Client-side DAG CID calculation (javascript)

On the js ipfs implementation, I can store a dag object with:

const obj = { simple: 'object' }

ipfs.dag.put(obj, { format: 'dag-cbor', hashAlg: 'sha3-512' }, (err, cid) => {
  console.log(cid.toBaseEncodedString())
  // zdpuAzE1oAAMpsfdoexcJv6PmL9UhE8nddUYGU32R98tzV5fv
})

I believe this shoots a message from my client node to the IPFS service, where the CID is then generated as the data is stored, and I get the CID in the callback function. I would like to see what this looks like using pre-computed hashes, bypassing the network for generating those CIDs until I want to store an object.

I’ve got the SHA3 npm library, but I don’t think it’s as simple as running a JSON.stringify(obj) through SHA3Hash(512) then into bs58.

const bs58 = require('bs58')
const SHA3 = require('sha3');
const obj = { simple: 'object' }
const dig = new SHA3.SHA3Hash(512)
  .update(JSON.stringify(obj))
  .digest('hex')
console.log(bs58.encode(Buffer.from(dig, 'hex')))
// 42iHiPUmns7ZhEovnNFy8wpN8S9c6XUQoj9oB56sqRJqfyQuqUnibcL2XMoKxaCq2U5hAbXsiogdBfXXgDJ8KLT8

I was looking at the multihashes module, but this wasn’t quite right:

const bs58 = require('bs58')
const multihash = require('multihashes')
const obj = { simple: 'object' }
const buf = new Buffer(JSON.stringify(obj))
const encoded = multihash.encode(buf, 'sha3-512')
console.log(bs58.encode(encoded))
// 2Ebtp43hDzyUmL5pb4Pe3n2dhRrEg

Also, I was looking at the dagCBOR / dagPB modules… but this doesn’t look quite right either.

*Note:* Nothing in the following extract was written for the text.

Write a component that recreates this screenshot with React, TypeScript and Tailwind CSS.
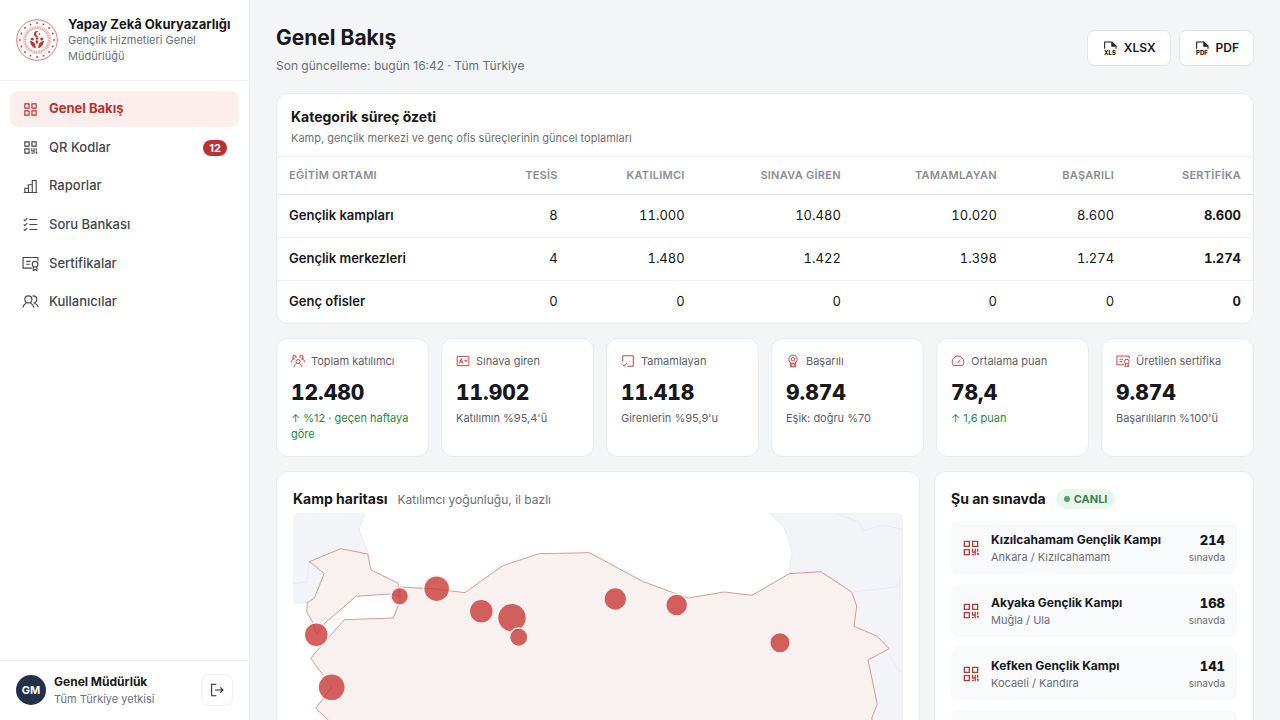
import type { ReactNode } from "react";

type IconName =
  | "dashboard" | "qr" | "chart" | "checklist" | "certificate" | "users"
  | "team" | "grade" | "task" | "medal" | "gauge" | "logout";

const ICONS: Record<IconName, ReactNode> = {
  dashboard: <path d="M4 4h6v6H4zM14 4h6v6h-6zM4 14h6v6H4zM14 14h6v6h-6z" />,
  qr: <path d="M4 4h6v6H4zM14 4h6v6h-6zM4 14h6v6H4zM13.800 13v4H17M17 13v7.700M13.200 20h2.200M20 13v3.500M19 18.500h1.500v2.200" />,
  chart: <path d="M2.500 20.500h19M4 20.500v-6h5v6M9 20.500V9.500h5.500v11M14.500 20.500v-17H20v17" />,
  checklist: <path d="M10.500 5H21.500M10.500 12H21.500M10.500 19H21.500M2.500 5l1.500 1.500L7.500 3M2.500 12l1.500 1.500L7.500 10M2.500 19l1.500 1.500L7.500 17" />,
  certificate: <path d="M14 18.500H1.500v-15h21V8M6 9h6M6 13h5M18.500 9a4 4 0 1 1 0 8 4 4 0 0 1 0-8zM16 16.500V22l2.500-1.500L21 22v-5.500" />,
  users: <path d="M9 4a5 5 0 1 1 0 10A5 5 0 0 1 9 4zM1 20.500c1-3.500 3-5.500 5-6.500M17 20.500c-1-3.500-3-5.500-5-6.500M15 4c4 0 6 2.500 6 5s-1.500 4-3.500 5c3 1 4.500 3 5.500 6" />,
  team: <path d="M12 9.500a3.500 3.500 0 1 1 0 7 3.500 3.500 0 0 1 0-7zM5.500 22c.5-3 2-5 4-6M18.500 22c-.5-3-2-5-4-6M8.500 7V3H3.500v5.500h3.500M1 14c0-3 1-5 3.500-5.500M15.500 7V3h5v5.500H17M23 14c0-3-1-5-3.500-5.500" />,
  grade: <path d="M2 4h20v16H2zM6 16l3-8 3 8M7 13.500h4M14.500 11.500h4.500M16.750 9.250v4.500" />,
  task: <path d="M3 13V3h18v18H11M3 18l2.500 3L10 15.500" />,
  medal: <path d="M12 2a7 7 0 1 1 0 14 7 7 0 0 1 0-14zM12 6a3 3 0 1 1 0 6 3 3 0 0 1 0-6zM7.500 14.500V22h9v-7.500M10 16v6M14 16v6" />,
  gauge: <path d="M4 19.500a10 10 0 1 1 16 0zM11 16l5-6.500M7 14h.5M12 8v.5" />,
  logout: <path d="M11 3.500H4v17h7M9 12h12M17 8l4 4-4 4" />,
};

function Icon({ name, className }: { name: IconName; className: string }) {
  return (
    <svg viewBox="0 0 24 24" fill="none" stroke="currentColor" strokeWidth="1.6" className={className} aria-hidden="true">
      {ICONS[name]}
    </svg>
  );
}

function FileIcon({ label }: { label: string }) {
  return (
    <svg viewBox="0 0 24 24" className="size-4 shrink-0" aria-hidden="true">
      <path d="M4 13V3h11l6 6v4" fill="none" stroke="currentColor" strokeWidth="1.6" />
      <path d="M14 3v7H21z" fill="currentColor" />
      <text x="12" y="22.500" textAnchor="middle" fontSize="9" fontWeight="800" fill="currentColor">{label}</text>
    </svg>
  );
}

const RING = Array.from({ length: 16 }, (_, i) => (i * Math.PI) / 8);

function Emblem() {
  return (
    <svg viewBox="0 0 42 42" className="size-[42px] shrink-0" aria-hidden="true">
      <circle cx="21" cy="21" r="20.300" fill="#fff" stroke="#c98480" strokeWidth="1" />
      <circle cx="21" cy="21" r="12" fill="none" stroke="#e2aba7" strokeWidth="2.400" strokeDasharray="1.200 0.500" />
      <circle cx="21" cy="21" r="14" fill="none" stroke="#dda5a1" strokeWidth="0.500" />
      {RING.map((a) => (
        <circle key={a} cx={21 + 17 * Math.cos(a)} cy={21 + 17 * Math.sin(a)} r="0.900" fill="#b9433c" />
      ))}
      <path d="M22.500 12.700a3 3 0 1 0 0 4.800 2.400 2.400 0 1 1 0-4.800z" fill="#bd3a33" />
      <circle cx="23.500" cy="15.100" r="0.900" fill="#bd3a33" />
      <circle cx="16.200" cy="20" r="1.600" fill="#bd3a33" />
      <circle cx="25.800" cy="20" r="1.600" fill="#bd3a33" />
      <circle cx="21" cy="19.500" r="1.300" fill="#bd3a33" />
      <path d="M14 21.800c2.500.3 4 1.500 5 3l1 4.500c-3.500-.5-5.500-3.500-6-7.500zM28 21.800c-2.500.3-4 1.500-5 3l-1 4.500c3.500-.5 5.500-3.500 6-7.500zM19.300 21.500h3.400L21 26z" fill="#bd3a33" />
    </svg>
  );
}

const NAV: { icon: IconName; label: string; badge?: string; active?: boolean }[] = [
  { icon: "dashboard", label: "Genel Bakış", active: true },
  { icon: "qr", label: "QR Kodlar", badge: "12" },
  { icon: "chart", label: "Raporlar" },
  { icon: "checklist", label: "Soru Bankası" },
  { icon: "certificate", label: "Sertifikalar" },
  { icon: "users", label: "Kullanıcılar" },
];

function Sidebar() {
  return (
    <aside className="flex h-full w-[250px] shrink-0 flex-col border-r border-[#e9edf0] bg-white">
      <div className="flex items-center gap-2.5 border-b border-[#eef1f3] py-4 pr-2 pl-4">
        <Emblem />
        <div>
          <div className="text-[13px] leading-4 font-bold whitespace-nowrap text-[#17181c]">Yapay Zekâ Okuryazarlığı</div>
          <div className="max-w-[150px] text-[11px] leading-4 text-[#6b6f76]">Gençlik Hizmetleri Genel Müdürlüğü</div>
        </div>
      </div>
      <nav className="flex-1 p-2.5">
        <ul className="flex h-[229px] flex-col justify-between">
          {NAV.map((item) => (
            <li key={item.label}>
              <a
                href="#"
                aria-current={item.active ? "page" : undefined}
                className={
                  item.active
                    ? "flex h-9 items-center gap-2.5 rounded-lg bg-[#fbeeed] px-3 text-[13px] font-bold text-[#b8322f]"
                    : "flex h-9 items-center gap-2.5 rounded-lg px-3 text-[13px] font-medium text-[#44474d]"
                }
              >
                <Icon name={item.icon} className="size-[17px] shrink-0" />
                <span className="flex-1">{item.label}</span>
                {item.badge && (
                  <span className="rounded-full bg-[#b8322f] px-1.5 text-[11px] leading-4 font-bold text-white">{item.badge}</span>
                )}
              </a>
            </li>
          ))}
        </ul>
      </nav>
      <div className="flex items-center gap-2 border-t border-[#e9edf0] px-4 pt-3 pb-[13px]">
        <div className="flex size-[30px] items-center justify-center rounded-full bg-[#22304a] text-[11px] font-bold text-white">GM</div>
        <div className="flex-1">
          <div className="text-[12px] leading-[18px] font-bold text-[#17181c]">Genel Müdürlük</div>
          <div className="text-[11px] leading-4 text-[#6b6f76]">Tüm Türkiye yetkisi</div>
        </div>
        <button type="button" aria-label="Çıkış yap" className="flex size-8 items-center justify-center rounded-lg border border-[#eef0f2] bg-white text-[#26282c]">
          <Icon name="logout" className="size-4" />
        </button>
      </div>
    </aside>
  );
}

const CARD = "rounded-xl border border-[#e8ecef] bg-white";

const HEADERS = ["TESİS", "KATILIMCI", "SINAVA GİREN", "TAMAMLAYAN", "BAŞARILI", "SERTİFİKA"];
const ROWS = [
  { name: "Gençlik kampları", values: ["8", "11.000", "10.480", "10.020", "8.600", "8.600"] },
  { name: "Gençlik merkezleri", values: ["4", "1.480", "1.422", "1.398", "1.274", "1.274"] },
  { name: "Genç ofisler", values: ["0", "0", "0", "0", "0", "0"] },
];

function Summary() {
  return (
    <section className={`${CARD} shrink-0 overflow-hidden`}>
      <div className="border-b border-[#eef0f2] px-3.5 pt-[13px] pb-[7px]">
        <h2 className="text-[14px] leading-5 font-bold text-[#17181c]">Kategorik süreç özeti</h2>
        <p className="text-[11px] leading-[22px] text-[#6b6f76]">Kamp, gençlik merkezi ve genç ofis süreçlerinin güncel toplamları</p>
      </div>
      <table className="w-full table-fixed">
        <colgroup>
          <col className="w-[22%]" />
          <col className="w-[8%]" />
          <col className="w-[13%]" />
          <col className="w-[16%]" />
          <col className="w-[16%]" />
          <col className="w-[12%]" />
          <col className="w-[13%]" />
        </colgroup>
        <thead>
          <tr className="h-[37px] border-b border-[#dfe3e6] text-[11px] font-semibold tracking-wide text-[#8a8d92]">
            <th scope="col" className="px-3 text-left font-semibold">EĞİTİM ORTAMI</th>
            {HEADERS.map((h) => (
              <th key={h} scope="col" className="px-3 text-right font-semibold whitespace-nowrap">{h}</th>
            ))}
          </tr>
        </thead>
        <tbody>
          {ROWS.map((row) => (
            <tr key={row.name} className="h-[43px] border-b border-[#eef0f2] text-[13px] text-[#17181c] last:border-b-0">
              <th scope="row" className="px-3 text-left font-semibold">{row.name}</th>
              {row.values.map((v, i) => (
                <td key={i} className="px-3 text-right tabular-nums last:font-bold">{v}</td>
              ))}
            </tr>
          ))}
        </tbody>
      </table>
    </section>
  );
}

const KPIS: { icon: IconName; label: string; value: string; note: string; up?: boolean }[] = [
  { icon: "team", label: "Toplam katılımcı", value: "12.480", note: "↑ %12 · geçen haftaya göre", up: true },
  { icon: "grade", label: "Sınava giren", value: "11.902", note: "Katılımın %95,4'ü" },
  { icon: "task", label: "Tamamlayan", value: "11.418", note: "Girenlerin %95,9'u" },
  { icon: "medal", label: "Başarılı", value: "9.874", note: "Eşik: doğru %70" },
  { icon: "gauge", label: "Ortalama puan", value: "78,4", note: "↑ 1,6 puan", up: true },
  { icon: "certificate", label: "Üretilen sertifika", value: "9.874", note: "Başarılıların %100'ü" },
];

function Kpis() {
  return (
    <section className="grid shrink-0 grid-cols-6 gap-3">
      {KPIS.map((k) => (
        <div key={k.label} className={`${CARD} px-3.5 pt-3 pb-3.5`}>
          <div className="flex items-center gap-1.5 text-[11px] leading-5 whitespace-nowrap text-[#5d6168]">
            <Icon name={k.icon} className="size-3.5 shrink-0 text-[#c03a36]" />
            {k.label}
          </div>
          <div className="mt-2 text-[21px] leading-7 font-extrabold text-[#17181c] tabular-nums">{k.value}</div>
          <div className={k.up ? "mt-[3px] text-[11px] leading-4 text-[#2f8443]" : "mt-[3px] text-[11px] leading-4 text-[#5d6168]"}>{k.note}</div>
        </div>
      ))}
    </section>
  );
}

const CAMPS = [
  { x: 106.7, y: 83.3, r: 8.8 },
  { x: 143.7, y: 75.7, r: 13 },
  { x: 188.3, y: 98.3, r: 12 },
  { x: 219, y: 104.7, r: 14.5 },
  { x: 225.7, y: 124.3, r: 9.2 },
  { x: 23.3, y: 121.7, r: 12 },
  { x: 38.7, y: 174.3, r: 13.6 },
  { x: 322.3, y: 86, r: 11.4 },
  { x: 383.7, y: 92, r: 11 },
  { x: 487, y: 129.7, r: 10.3 },
];

function CampMap() {
  return (
    <section className={`${CARD} p-4`}>
      <div className="flex items-baseline gap-2.5">
        <h2 className="text-[14px] leading-[22px] font-bold text-[#17181c]">Kamp haritası</h2>
        <span className="text-[12px] text-[#6b6f76]">Katılımcı yoğunluğu, il bazlı</span>
      </div>
      <svg viewBox="0 0 610 300" className="mt-[3px] w-full rounded-md" role="img" aria-label="Kamp haritası">
        <g fill="#f2f4f8" stroke="#e7eaf0" strokeWidth="1">
          <path d="M-2-2H72L66 17 76 42 14 90H-2z" />
          <path d="M474-2 491 14 496 27 499 40 496 62 530 302H612V-2z" />
          <path d="M542 0 566 9 570 18 590 12 612 17M560 79 602 74 607 70M607 64V88M596 140 604 156 612 160M-2 71 14 69 16 49" fill="none" />
        </g>
        <path
          d="M16.300 48.700 47.700 35.700 74.700 41 78 57 105 70 106 83 96.300 81 63 83.300 32 110 23.300 121.700 19.300 108.700 13.700 98.700 14.300 89.700 21.300 85.300 31.300 60.300zM106.700 74 143.700 76 172 79.700 209.700 52.700 246.300 40.700 296.300 39.700 350.300 68.700 380.300 79.700 395.300 85 431.300 79 459 82.300 496.300 60.700 528 58.700 558.700 79 563.700 93 561 113.300 583.700 123 596.300 135.700 575 147 584.300 191.300 578.700 205.300 590 240 560 262 480 270 400 275 330 290 250 280 170 290 90 270 50 240 35.300 207 22.700 195.300 38.700 174 17.700 145.300 36.300 123.700 51.300 106.700 100.300 105 107 88z"
          fill="#f9f1ef"
          stroke="#d99a97"
          strokeWidth="1"
          strokeLinejoin="round"
        />
        {CAMPS.map((c) => (
          <circle key={`${c.x}-${c.y}`} cx={c.x} cy={c.y} r={c.r} fill="#c93e3b" fillOpacity="0.820" stroke="#fdf6f5" strokeWidth="1.500" />
        ))}
      </svg>
    </section>
  );
}

const LIVE = [
  { name: "Kızılcahamam Gençlik Kampı", place: "Ankara / Kızılcahamam", count: "214" },
  { name: "Akyaka Gençlik Kampı", place: "Muğla / Ula", count: "168" },
  { name: "Kefken Gençlik Kampı", place: "Kocaeli / Kandıra", count: "141" },
];

function LiveExams() {
  return (
    <section className={`${CARD} p-4`}>
      <div className="flex items-center gap-2.5">
        <h2 className="text-[14px] leading-[22px] font-bold text-[#17181c]">Şu an sınavda</h2>
        <span className="flex items-center gap-1 rounded-full bg-[#e9f6ec] px-2 text-[11px] leading-5 font-bold text-[#3d8250]">
          <span className="size-1.5 rounded-full bg-[#5b9d70]" />
          CANLI
        </span>
      </div>
      <ul className="mt-[11px] flex flex-col gap-2.5">
        {LIVE.map((l) => (
          <li key={l.name} className="flex h-[53px] items-center gap-2.5 rounded-lg bg-[#f8fafb] pr-3 pl-2.5">
            <Icon name="qr" className="size-5 shrink-0 text-[#c03a36]" />
            <div className="min-w-0 flex-1">
              <div className="text-[12px] leading-[18px] font-bold whitespace-nowrap text-[#17181c]">{l.name}</div>
              <div className="text-[11px] leading-4 text-[#6b6f76]">{l.place}</div>
            </div>
            <div className="text-right">
              <div className="text-[13px] leading-[18px] font-extrabold text-[#17181c] tabular-nums">{l.count}</div>
              <div className="text-[10px] leading-4 text-[#6b6f76]">sınavda</div>
            </div>
          </li>
        ))}
        <li className="h-[53px] rounded-lg bg-[#f8fafb]" />
      </ul>
    </section>
  );
}

export default function App() {
  return (
    <div className="flex h-screen overflow-hidden bg-[#f3f5f7] font-['Inter','Noto_Sans',sans-serif]">
      <Sidebar />
      <main className="flex min-w-0 flex-1 flex-col gap-3.5 overflow-y-auto px-[26px] pt-6 pb-6 [scrollbar-width:none]">
        <header className="mb-[3px] flex shrink-0 items-start justify-between">
          <div>
            <h1 className="text-[21px] leading-7 font-bold text-[#17181c]">Genel Bakış</h1>
            <p className="mt-1 text-[12px] leading-5 text-[#6b6f76]">Son güncelleme: bugün 16:42 · Tüm Türkiye</p>
          </div>
          <div className="mt-1.5 flex gap-2">
            {["XLSX", "PDF"].map((t) => (
              <button key={t} type="button" className="flex h-9 items-center gap-1.5 rounded-lg border border-[#e3e7ea] bg-white px-3.5 text-[12px] font-semibold text-[#17181c]">
                <FileIcon label={t.slice(0, 3)} />
                {t}
              </button>
            ))}
          </div>
        </header>
        <Summary />
        <Kpis />
        <div className="grid shrink-0 grid-cols-[minmax(0,1fr)_320px] items-start gap-3.5">
          <CampMap />
          <LiveExams />
        </div>
      </main>
    </div>
  );
}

const bs58 = require('bs58')
const dagCBOR = require('ipld-dag-cbor')
const dagPB = require('ipld-dag-pb')
const obj = { simple: 'object' }

dagCBOR.util.serialize(obj, (err, dagCbor) => {
  dagPB.DAGNode.create(dagCbor, [], 'sha3-512', (err, res) => {
	if (err) throw error
	console.log(bs58.encode(res.multihash))
    // 8tVWpxRmq6DbntaNX9GDtE3zv1ySh3TwZ9JvEqcvTr2GrJW2dimdeHSQ9jkiYLWtLXapBrwPtRJFnixyAtkBh8Cx6P
  })
})

Which library might I be able to use to generate this same hash (zdpuAzE1oAAMpsfdoexcJv6PmL9UhE8nddUYGU32R98tzV5fv) that ipfs.dag.put provides for an offline object?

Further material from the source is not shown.